Huh? Why would branching a 3/4" line prevent simultaneous usage? Serving 2 fixtures with a 1/2" line wouldn't prevent using both; there just might be a noticeable, even undesirable, pressure drop with both open.
A poor choice of word on my part. I didn't mean prevent simultaneous usage, I meant to allow simultaneous usage with a 3/4" line branching into two 1/2" lines without loss of pressure like flushing a toilet and burning someone taking a shower, which is no longer an issue today because most faucets and shower have anti scald features and pressure balancing valves, and we are talking about the hot side supply anyway.

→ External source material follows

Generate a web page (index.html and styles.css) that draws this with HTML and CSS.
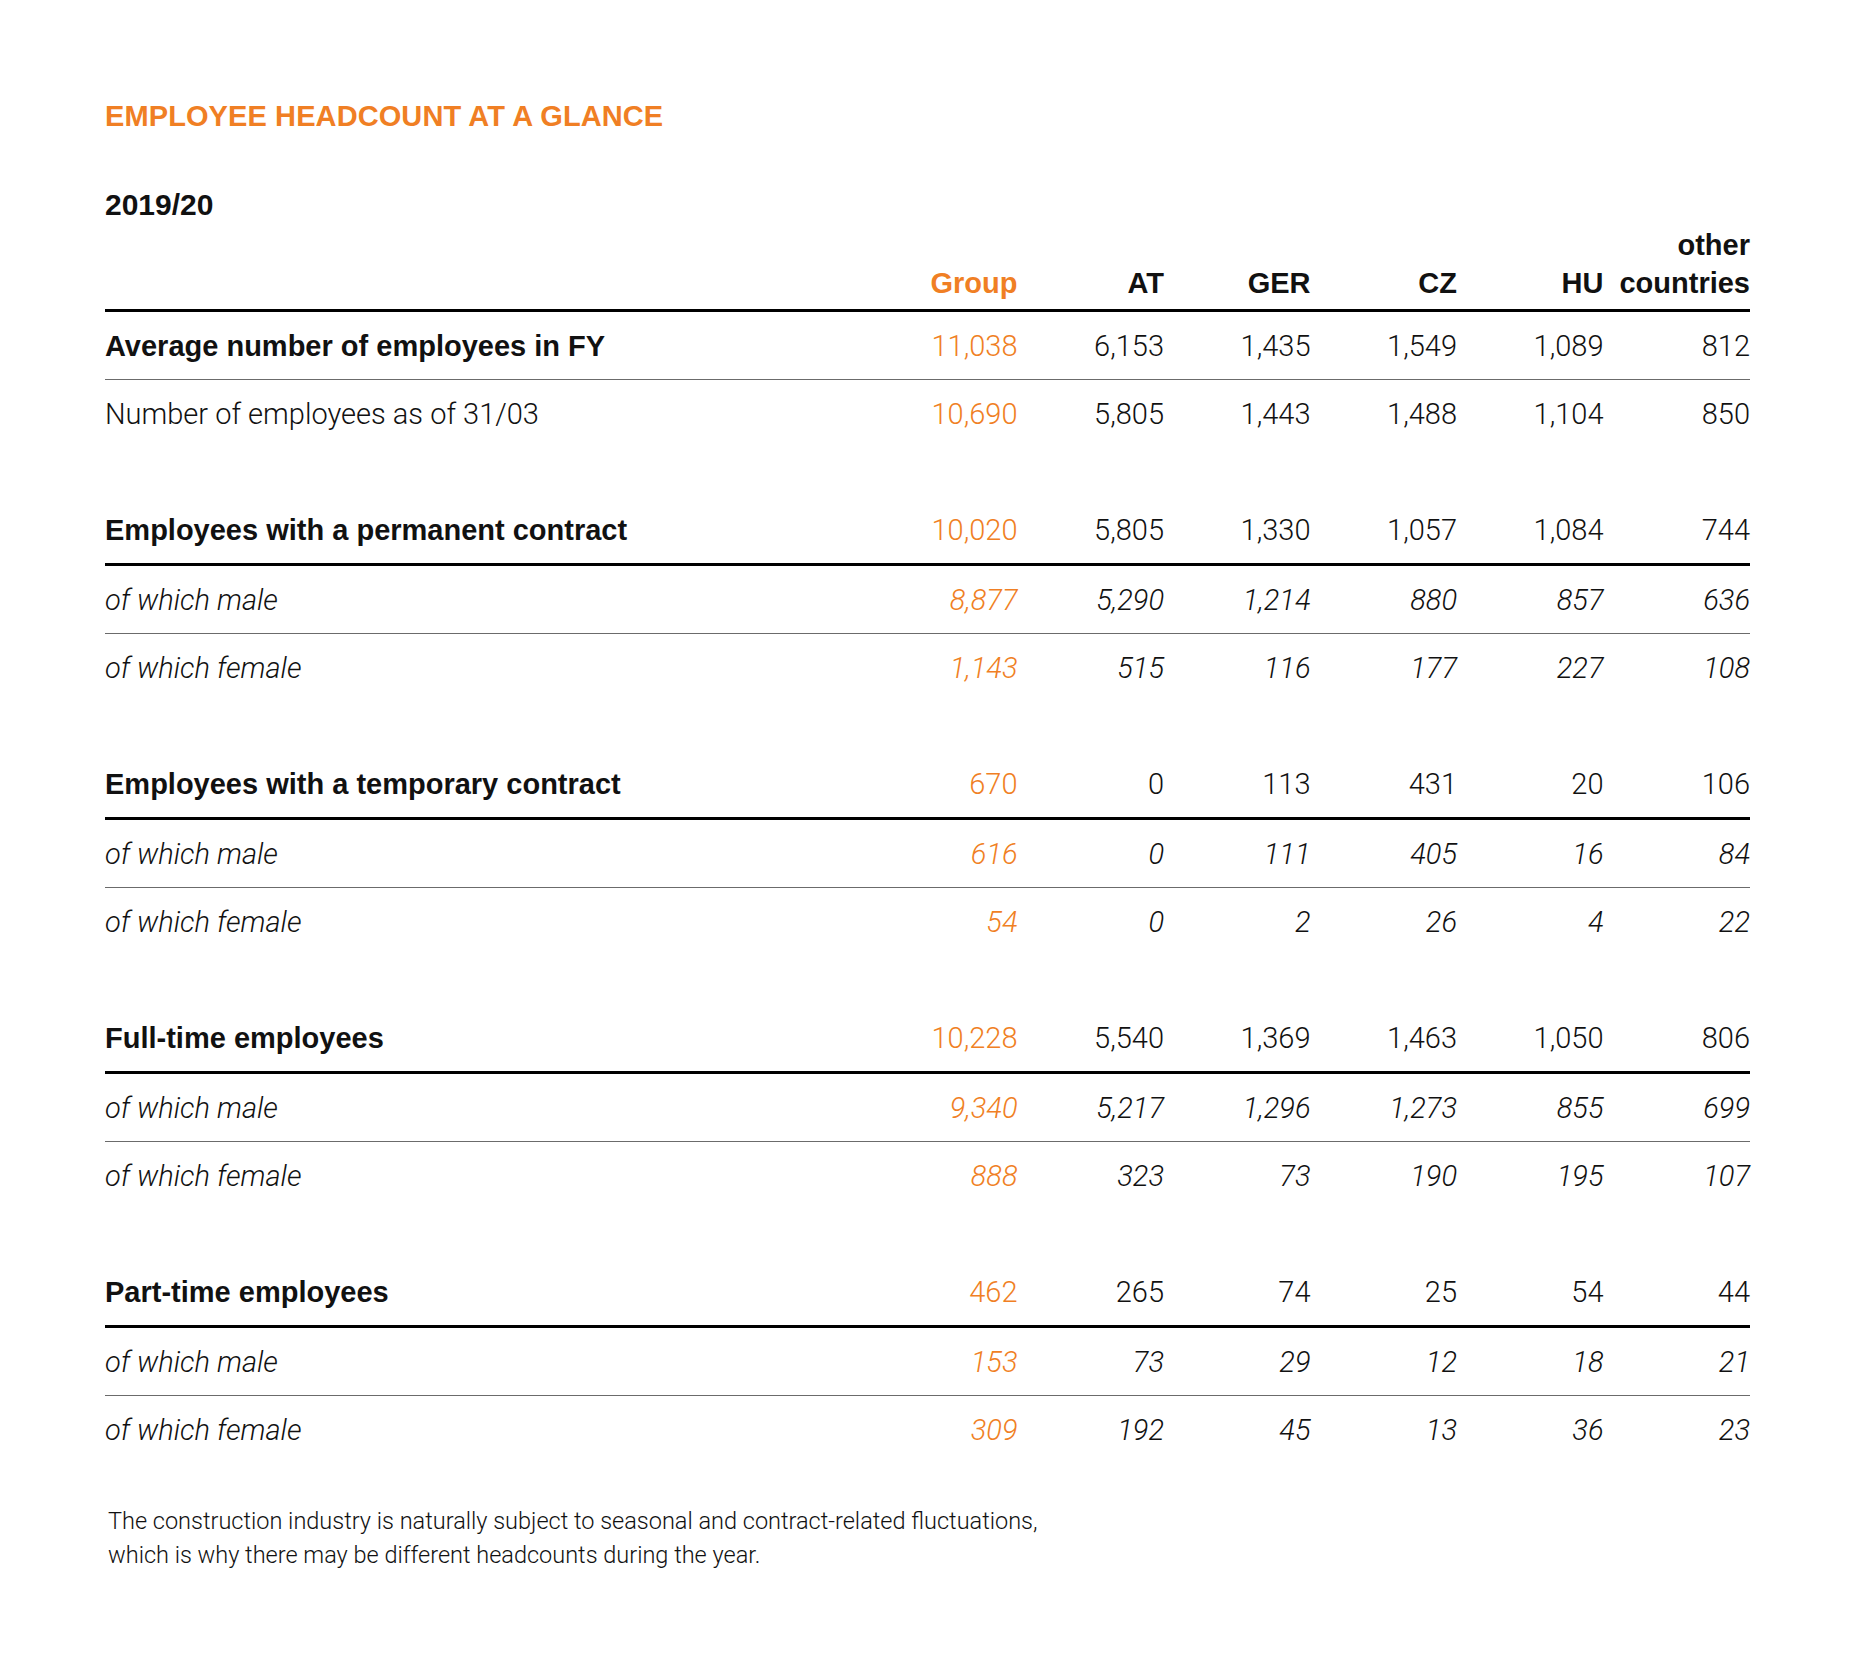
FILE: index.html
```html
<!DOCTYPE html>
<html lang="en">
<head>
<meta charset="utf-8">
<title>Employee headcount at a glance</title>
<link rel="stylesheet" href="styles.css">
</head>
<body>
<main class="page">
  <h1 class="title">EMPLOYEE HEADCOUNT AT A GLANCE</h1>
  <h2 class="year">2019/20</h2>
  <table class="hc">
    <colgroup>
      <col class="c-lbl"><col class="c-num"><col class="c-num"><col class="c-num"><col class="c-num"><col class="c-num"><col class="c-num">
    </colgroup>
    <thead>
      <tr>
        <th class="lbl"></th>
        <th class="grp">Group</th>
        <th>AT</th>
        <th>GER</th>
        <th>CZ</th>
        <th>HU</th>
        <th>other<br>countries</th>
      </tr>
    </thead>
    <tbody>
      <tr class="main thin">
        <td class="lbl">Average number of employees in FY</td>
        <td class="grp">11,038</td><td>6,153</td><td>1,435</td><td>1,549</td><td>1,089</td><td>812</td>
      </tr>
      <tr class="plain">
        <td class="lbl">Number of employees as of 31/03</td>
        <td class="grp">10,690</td><td>5,805</td><td>1,443</td><td>1,488</td><td>1,104</td><td>850</td>
      </tr>
      <tr class="gap"><td colspan="7"></td></tr>

      <tr class="main thick">
        <td class="lbl">Employees with a permanent contract</td>
        <td class="grp">10,020</td><td>5,805</td><td>1,330</td><td>1,057</td><td>1,084</td><td>744</td>
      </tr>
      <tr class="sub thin">
        <td class="lbl">of which male</td>
        <td class="grp">8,877</td><td>5,290</td><td>1,214</td><td>880</td><td>857</td><td>636</td>
      </tr>
      <tr class="sub">
        <td class="lbl">of which female</td>
        <td class="grp">1,143</td><td>515</td><td>116</td><td>177</td><td>227</td><td>108</td>
      </tr>
      <tr class="gap"><td colspan="7"></td></tr>

      <tr class="main thick">
        <td class="lbl">Employees with a temporary contract</td>
        <td class="grp">670</td><td>0</td><td>113</td><td>431</td><td>20</td><td>106</td>
      </tr>
      <tr class="sub thin">
        <td class="lbl">of which male</td>
        <td class="grp">616</td><td>0</td><td>111</td><td>405</td><td>16</td><td>84</td>
      </tr>
      <tr class="sub">
        <td class="lbl">of which female</td>
        <td class="grp">54</td><td>0</td><td>2</td><td>26</td><td>4</td><td>22</td>
      </tr>
      <tr class="gap"><td colspan="7"></td></tr>

      <tr class="main thick">
        <td class="lbl">Full-time employees</td>
        <td class="grp">10,228</td><td>5,540</td><td>1,369</td><td>1,463</td><td>1,050</td><td>806</td>
      </tr>
      <tr class="sub thin">
        <td class="lbl">of which male</td>
        <td class="grp">9,340</td><td>5,217</td><td>1,296</td><td>1,273</td><td>855</td><td>699</td>
      </tr>
      <tr class="sub">
        <td class="lbl">of which female</td>
        <td class="grp">888</td><td>323</td><td>73</td><td>190</td><td>195</td><td>107</td>
      </tr>
      <tr class="gap"><td colspan="7"></td></tr>

      <tr class="main thick">
        <td class="lbl">Part-time employees</td>
        <td class="grp">462</td><td>265</td><td>74</td><td>25</td><td>54</td><td>44</td>
      </tr>
      <tr class="sub thin">
        <td class="lbl">of which male</td>
        <td class="grp">153</td><td>73</td><td>29</td><td>12</td><td>18</td><td>21</td>
      </tr>
      <tr class="sub">
        <td class="lbl">of which female</td>
        <td class="grp">309</td><td>192</td><td>45</td><td>13</td><td>36</td><td>23</td>
      </tr>
    </tbody>
  </table>
  <p class="note">The construction industry is naturally subject to seasonal and contract-related fluctuations,<br>which is why there may be different headcounts during the year.</p>
</main>
</body>
</html>
```
FILE: styles.css
```css
html, body {
  margin: 0;
  padding: 0;
  background: #ffffff;
}

body {
  font-family: Roboto, "Liberation Sans", Arial, sans-serif;
  font-weight: 300;
  color: #111111;
}

.page {
  padding: 100px 0 80px 105px;
  width: 1645px;
}

.title {
  margin: 0;
  font-family: "Liberation Sans", Arial, sans-serif;
  font-size: 29px;
  line-height: 33px;
  font-weight: 700;
  color: #f07f24;
  letter-spacing: 0.1px;
}

.year {
  margin: 55px 0 5px;
  font-family: "Liberation Sans", Arial, sans-serif;
  font-size: 30px;
  line-height: 33px;
  font-weight: 700;
  color: #111111;
}

.hc {
  width: 1645px;
  border-collapse: collapse;
  table-layout: fixed;
  font-size: 29px;
}

.c-lbl { width: 766px; }
.c-num { width: 146.5px; }

.hc th {
  font-family: "Liberation Sans", Arial, sans-serif;
  font-weight: 700;
  text-align: right;
  line-height: 38px;
  padding: 0 0 7px;
  vertical-align: bottom;
  border-bottom: 3px solid #000000;
  white-space: nowrap;
}

.hc th.grp { color: #f07f24; }

.hc td {
  padding: 2px 0 0;
  height: 65px;
  line-height: 65px;
  text-align: right;
  white-space: nowrap;
}

.hc td.lbl { text-align: left; }

.hc td.grp { color: #f07f24; }

.main td.lbl {
  font-family: "Liberation Sans", Arial, sans-serif;
  font-weight: 700;
}

.sub td { font-style: italic; }

.thin td { border-bottom: 1px solid #6b6b6b; }
.thick td { border-bottom: 3px solid #000000; }

.hc tr.gap td {
  height: 49px;
  line-height: 0;
  padding: 0;
}

.note {
  margin: 41px 0 0 3px;
  font-size: 23.5px;
  line-height: 34px;
  color: #111111;
}
```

I did it both ways (individual hots and separate hots for the same room) and there are pros and cons. I have ran a single 1/2" hot line to one bathroom for both sink and shower/tub. No issue. If you look at most shower valves and the channels inside, even though they may be a 3/4" port valve, the inside channels are often less than 3/8". Then most showers have the flow retrictors now. Same with a lot of the faucets. The only thing inside the bathroom that really use close to full flow is the tub spout, and I don't remember the last time I took a bath. Even in that case, on the way to the tub spout, it goes through a valve with tiny channels anyway.

The other fixtures I struggled with deciding running all individual lines to are hose bibbs. If you have one on each exterior wall, do you run individual lines to them all? That's a lot of additional lines and valves, and hoses can truly use 3/4" especially if you have 3/4" full port bibbs to do stuff like filling up a swimming pool it could make a huge difference in how long it takes. You could easily burn 200 feet of 3/4" on hose bibb lines.

Last time I did a PEX repipe, I had all 100' coils, of 3/4" and 1/2". I was pretty proud that I end up with 8' of 3/4" and 5' of 1/2". Virtually no waste!